Thursday, March 18, 2010

The Point

So I remembered how I started this bloggy in August to tell stories from my experiences as an intern. Here is one said story...

So I was pouring water down a man's feeding tube yesterday. He has neck cancer so he can't eat solid food and has what is called a PEG tube coming out of his bellybutton. Well, he is very noncompliant and doesn't do his feedings (to feed himself he pours a can of something like Ensure down the tube several times a day). And his labs showed that he was dehydrated... hence the pouring water down his tube. Okay so anyway, I was sitting there with a cup of water in one hand and the tube in the other, and I figure I might as well make conversation (I feel pretty close to him at this point). He said he lives in Country Town* (*name has been changed to protect the innocent), so I asked him what he did in Country Town. His response made me laugh: "My wife and I own the gay bar." As I said, I started laughing because I thought he was kidding. He was not. The end.

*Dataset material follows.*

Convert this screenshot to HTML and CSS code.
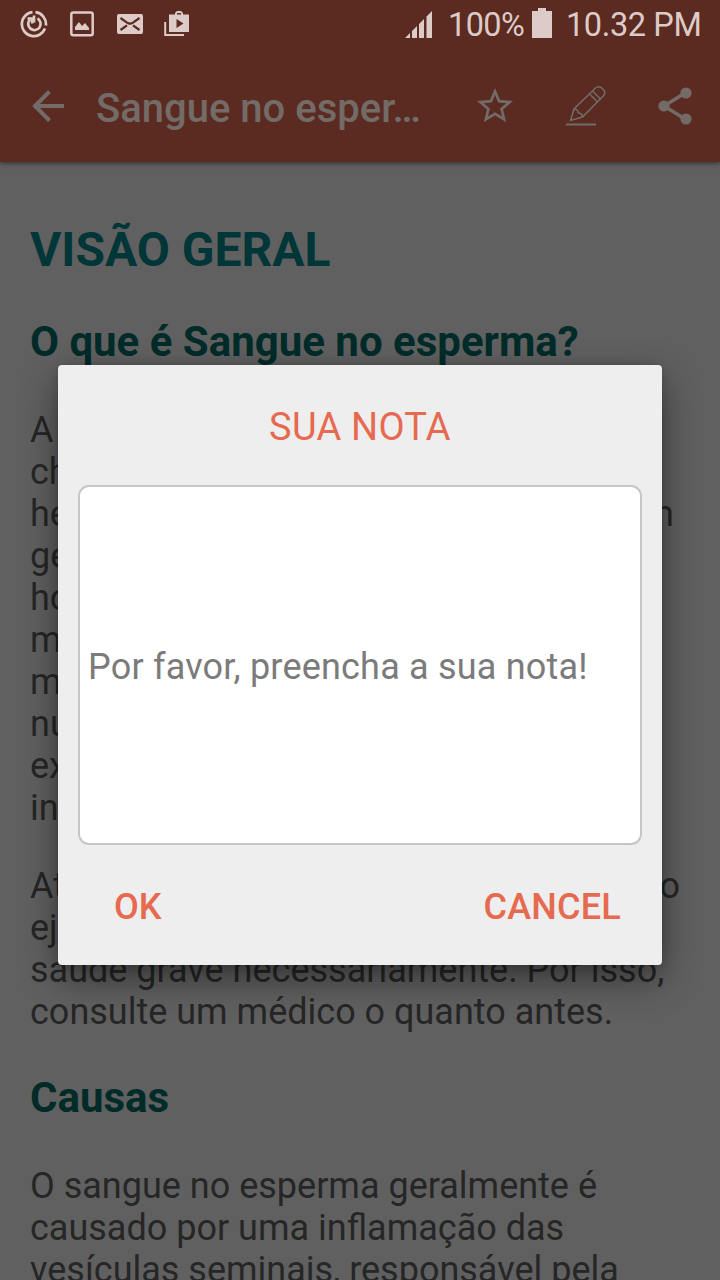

You may not think this a funny story. However, if you were to think about a small town in Mississippi having a gay bar, you may start laughing. As I did.

Hmmmm...thinking...thinking....

Got another one!!

Nursing homes have never really been my thing. Long-term care can be pretty depressing. The following story couldn't be any farther away from depressing...

I have been to the nursing home in Pontotoc, MS on three separate occasions during my Tupelo rotation, and there is this older (duh, they are old) couple that caught my eye each time. The wife appears to be much more frail than the husband, and they sit side by side, chairs touching, in the common area all day long (there isn't much to do when you live in a nursing home). So they sit. And while they sit, the husband is constantly leaned over the arm of his chair so that he can be touching the wife's arm/hand at all times. She looks at him and around at other things, but all the while he is looking at her. All day long. As he looks at her, he'll talk to her...to which he receives very little response from his wife (I'm telling you, she is the very definition of frail). Once I passed by and he was stroking his wife's hair back off of her face. Are you crying yet? Or at least reminded of how you cried when you watched The Notebook for the first time? That's pretty much my story about them, but what a powerful representation of the love between a husband and a wife. At the end of their years this couple still knows what it means to adore someone. Till death do them part.

Love and miss.

1 comment:

  1. i love this. and your story-telling and your blog. and you. AND the picture and books!